July 13, 2018 by Peter T Young Leave a Comment

Thomas ap Catesby Jones to Hawaii

“When a candid and impartial view is taken of the nature and condition of our trade and commerce among the South Sea islands, and of the condition of the governments of those islands in 1823 …”

“… compared with what they now are, and with what they are destined to be, it will hardly be denied that our interests in that quarter, even in 1826, were sufficient to warrant the expense of a mission of high grade.”

“Between our trade with China, and our whale-fishery and commerce among the South Sea Islands, I consider the latter vastly more important to the United States, viewed in whatever light the question may be.”

“Master Commandant Jones was instructed to endeavor to relieve those islands from American seamen, who improperly deserted from whaling and other vessels, and taken refuge there, to the annoyance, not only of the people, but to the injury of our own citizens …”

“… to make arrangements by which such desertions might be prevented, and, if possible, to secure certain debts due to our citizens by the people, and government.”

Thomas ap Catesby Jones was born April 24, 1790 to Major Catesby and Lettice Turbeville Jones at Hickory Hill in Westmoreland County, Virginia. (The ‘ap’ in his name is a Welch prefix noting he is ‘Thomas, the son of Catesby Jones.’)

Growing concerns over treatment, safety and attitudes toward American sailors (and therefore other US citizens in the Islands) led the US Navy to send Jones to sail to the Islands, report back on what he learned, banish the bad-attitude sailors and maintain cordial relations with the Hawaiian government.

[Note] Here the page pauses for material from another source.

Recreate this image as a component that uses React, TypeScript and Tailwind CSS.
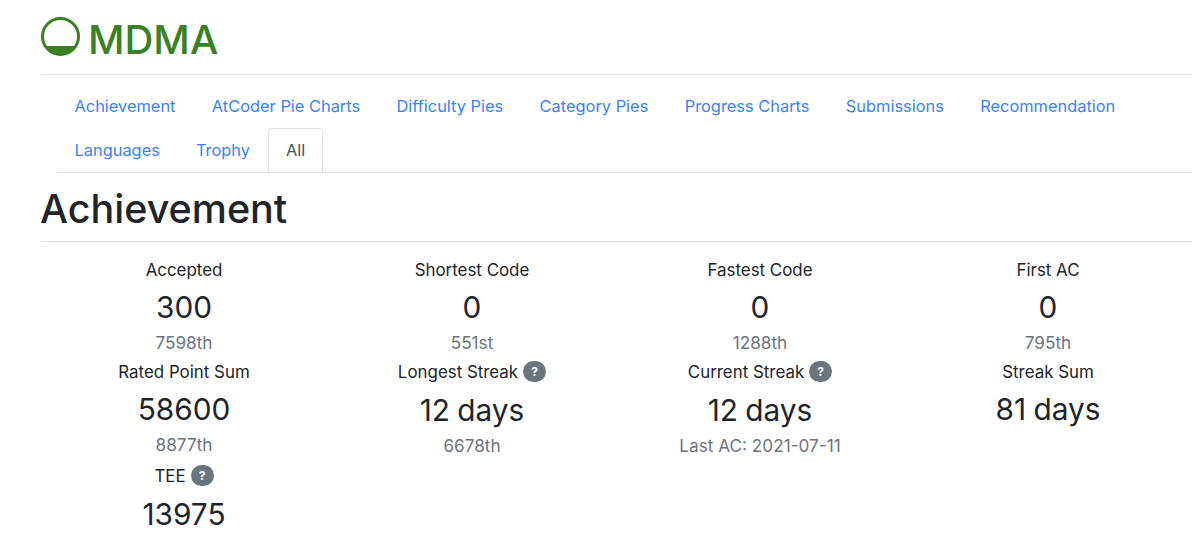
import React from 'react';

type Stat = {
  label: string;
  value: string;
  sub?: string;
  help?: boolean;
};

const rows: Stat[][] = [
  [
    { label: 'Accepted', value: '300', sub: '7598th' },
    { label: 'Shortest Code', value: '0', sub: '551st' },
    { label: 'Fastest Code', value: '0', sub: '1288th' },
    { label: 'First AC', value: '0', sub: '795th' },
  ],
  [
    { label: 'Rated Point Sum', value: '58600', sub: '8877th' },
    { label: 'Longest Streak', value: '12 days', sub: '6678th', help: true },
    { label: 'Current Streak', value: '12 days', sub: 'Last AC: 2021-07-11', help: true },
    { label: 'Streak Sum', value: '81 days' },
  ],
  [{ label: 'TEE', value: '13975', help: true }],
];

const tabRows = [
  ['Achievement', 'AtCoder Pie Charts', 'Difficulty Pies', 'Category Pies', 'Progress Charts', 'Submissions', 'Recommendation'],
  ['Languages', 'Trophy'],
];

function Logo() {
  return (
    <svg width="39" height="39" viewBox="0 0 39 39" className="shrink-0">
      <circle cx="19.5" cy="19.5" r="18" fill="none" stroke="#3a8126" strokeWidth="3" />
      <path d="M4 29 H35 A18 18 0 0 1 4 29 Z" fill="#3a8126" />
    </svg>
  );
}

function StatCell({ stat }: { stat: Stat }) {
  return (
    <div className="flex flex-col items-center">
      <div className={stat.help ? 'flex h-[25px] items-start gap-[5px] text-[16.9px] leading-[26px] text-[#212529]' : 'flex h-[24px] items-start text-[16.9px] leading-[26px] text-[#212529]'}>
        <span>{stat.label}</span>
        {stat.help && (
          <span className="mt-[2px] flex h-[21px] w-[23px] items-center justify-center rounded-full bg-[#6c757d] text-[12px] font-bold text-white">
            ?
          </span>
        )}
      </div>
      <div className="h-[51px] text-[29.8px] leading-[52px] text-[#212529] [word-spacing:-1px]">{stat.value}</div>
      {stat.sub && <div className={stat.help ? 'h-[28px] text-[17.2px] leading-[21px] text-[#6c757d]' : 'h-[27px] text-[17.2px] leading-[21px] text-[#6c757d]'}>{stat.sub}</div>}
    </div>
  );
}

export default function App() {
  return (
    <div className="h-[549px] overflow-hidden bg-white pl-[41px] pr-[8px] font-['Inter',sans-serif]">
      <div className="flex h-[75px] items-start gap-[8px] border-b border-[#e2e3e4] pt-[17px]">
        <Logo />
        <span className="text-[40px] font-medium leading-[46px] text-[#3a8126]">MDMA</span>
      </div>

      <div className="ml-[16px] mt-[10px] flex h-[88px] flex-col border-b border-[#dee2e6]">
        <div className="flex h-[44px] items-center">
          {tabRows[0].map((tab) => (
            <a key={tab} className="px-[18.2px] text-[16.4px] text-[#3b82f6] first:pl-[17.5px]">
              {tab}
            </a>
          ))}
        </div>
        <div className="flex h-[44px] items-center">
          {tabRows[1].map((tab) => (
            <a key={tab} className="px-[18px] text-[16.4px] text-[#3b82f6] first:pl-[17.5px]">
              {tab}
            </a>
          ))}
          <a className="flex h-[44px] items-center rounded-t-[4px] border border-b-0 border-[#dee2e6] bg-white px-[17px] text-[16.4px] text-[#495057]">
            All
          </a>
        </div>
      </div>

      <h1 className="flex h-[69px] items-center border-b border-[#dee2e6] pt-[5px] text-[39.5px] font-medium text-[#212529]">
        <span className="-ml-px">Achievement</span>
      </h1>

      <div className="-ml-px mt-[15px]">
        {rows.map((row, i) => (
          <div key={i} className="grid grid-cols-4">
            {row.map((stat) => (
              <StatCell key={stat.label} stat={stat} />
            ))}
          </div>
        ))}
      </div>
    </div>
  );
}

In his words … “The object of my visit to the Sandwich Islands was of high national importance, of multifarious character, and left entirely to my judgment as to the mode of executing it, with no other guide than a laconic order, which the Government designed one of the oldest and most experienced commanders in the navy should execute …”

“… if then it should appear that I have transcended the authority legally vested in me by the course I have pursued, whether as regards the arrangements made with the authorities of the several islands …”

“… or with respect to the exercise of judicial power over, and the removal of citizens of the United States from the scenes of their lawless practices, I once for all place my defence upon the grounds of imperious necessity in a situation altogether then novel and without a precedent.”

“For here we find the flag of most commercial nations covering their ships richly laden, whilst their heterogeneous crews promiscuously intermix on shore without the constraint of law …”

“… which, if necessary, to curb the inordinate propensities of man in the best regulated societies, what might we not expect of sailors, who from time immemorial, have been looked upon, though with great injustice, as the very refuse of the human species …”

“… when those who convey them there, and who ought to set a better example, declare that ‘there is no law round Cape Horn,’ and that no act however atrocious, committed by a foreigner at those Islands is cognizable, or can be punished by the laws of the country to which the offender owes allegiance …”

“… and they even go further and declare that the Rulers of the Islands have no authority to punish foreigners who transgress their laws. Such were the judicial views of the foreign residents and traders at ‘ Woahoo’ when the Peacock arrived.”

“Then may I be asked what guarantee had the American Merchants for the safety of five millions of their property that enters the port of Honolulu annually, or the individual engaged in this commerce, for his life and liberty. The answer must be none!”

“Again we see a great influx of English Renegades from New South Wales into the Sandwich as well as the Society Islands, and I was informed by the English Consul-General for those Islands that his orders were not to molest these scape-gallows …”

“… who as soon as out of the reach of the halter, according to the views of the British ministry, are fit subjects for increasing His Majesty’s influence, and even for giving laws to the South Sea Islanders.”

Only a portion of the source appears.